Determinants of Micro Credit Performance in Microfinances in Kenya
Abstract
Efficient debt management determines the cash flow and the success of the day-to-day operations of the business. Poor credit management leads to late payment to creditors and other stakeholders in the supply chain. This study focused on the determinants of micro credit performane in kenya. The objective of this study was to establish factors that determine micro credit performance in Kenya.The researcher surveyed loan accounts of a micro finace institution. The researcher took micro loan accounts at Small and Micro Enterprises programme- Deposit Taking Microfinance (SMEP- DTM) at Machakos branch in Machakos County. This study focused on all types of loans by the micro finance for the period running from 1ST July 2009 to 30 June 2012. During this period the microfinance advanced a total of 7000 loans. The researcher used stratified sampling to get a sample size of 180 borrowers. The data was gathered using questionnaires and analyzed using Logit model in the Statistical Package for Social Sciences (SPSS). Determinants of micro credit performance include the age of the borrower, whether the client had been a customer or not , whether is a man or woman, the level of education and others. Earlier studies indicate women borrowers were better repayers than men. The level of education improves repayment rate for which the reaseacher does not expect it to change for micro credit perfomance in Kenya.

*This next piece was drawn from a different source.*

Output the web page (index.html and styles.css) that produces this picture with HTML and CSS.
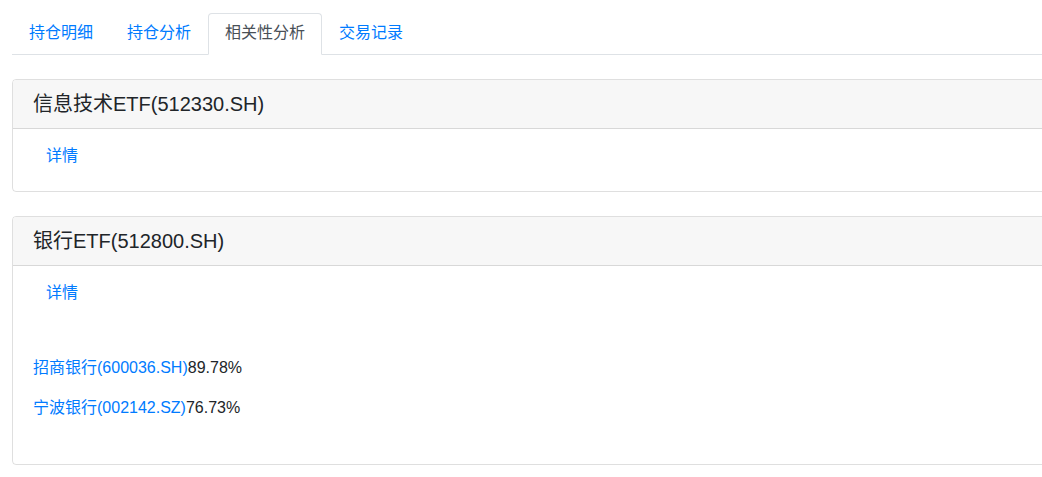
FILE: index.html
```html
<!DOCTYPE html>
<html lang="zh">
<head>
  <meta charset="UTF-8" />
  <meta name="viewport" content="width=device-width, initial-scale=1.0"/>
  <title>相关性分析</title>
  <link rel="stylesheet" href="styles.css">
</head>
<body>
  <div class="page">
    <ul class="nav-tabs">
      <li><a href="#">持仓明细</a></li>
      <li><a href="#">持仓分析</a></li>
      <li><a href="#" class="active">相关性分析</a></li>
      <li><a href="#">交易记录</a></li>
    </ul>

    <div class="card">
      <div class="card-header">信息技术ETF(512330.SH)</div>
      <div class="card-body">
        <a href="#" class="btn-link">详情</a>
      </div>
    </div>

    <div class="card">
      <div class="card-header">银行ETF(512800.SH)</div>
      <div class="card-body">
        <a href="#" class="btn-link">详情</a>
        <div class="results">
          <p><a href="#">招商银行(600036.SH)</a>89.78%</p>
          <p><a href="#">宁波银行(002142.SZ)</a>76.73%</p>
        </div>
      </div>
    </div>
  </div>
</body>
</html>
```

FILE: styles.css
```css
html {
  overflow: hidden;
}

body {
  margin: 0;
  font-family: 'Liberation Sans', 'Noto Sans CJK SC', sans-serif;
  font-size: 16px;
  line-height: 24px;
  color: #212529;
  background: #fff;
}

a {
  color: #007bff;
  text-decoration: none;
}

.page {
  width: 1140px;
  padding: 13px 0 0 12px;
}

.nav-tabs {
  display: flex;
  list-style: none;
  margin: 0 0 24px;
  padding: 0;
  border-bottom: 1px solid #dee2e6;
}

.nav-tabs li {
  margin-bottom: -1px;
}

.nav-tabs a {
  display: block;
  padding: 7px 16px 9px;
  border: 1px solid transparent;
  border-top-left-radius: 4px;
  border-top-right-radius: 4px;
}

.nav-tabs a.active {
  color: #495057;
  background: #fff;
  border-color: #dee2e6 #dee2e6 #fff;
}

.card {
  border: 1px solid rgba(0,0,0,0.125);
  border-radius: 4px;
  margin-bottom: 24px;
}

.card-header {
  padding: 12px 20px;
  background: #f7f7f7;
  border-bottom: 1px solid rgba(0,0,0,0.125);
  font-size: 20px;
  line-height: 24px;
  border-radius: 3px 3px 0 0;
}

.card-body {
  padding: 8px 20px 16px;
}

.btn-link {
  display: inline-block;
  padding: 6px 12px;
  border: 1px solid transparent;
}

.results {
  margin-top: 44px;
  padding-bottom: 28px;
}

.results p {
  margin: 0 0 16px;
}

.results p:last-child {
  margin-bottom: 0;
}
```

The study found the default rate to be 46.36 per cent. This percentage confirms findings of the public development finance institutions which recorded similar trends. The NEF Mbewu Fund, which is aimed at developing small businesses, found that 67 per cent of loan repayments were not paid back on time during the 2009 financial year. Timm (2011) noted the default rate as a “sickness” affecting South African SMEs and the findings of this research validate Tinam‟s concerns about small business‟s poor payment rate.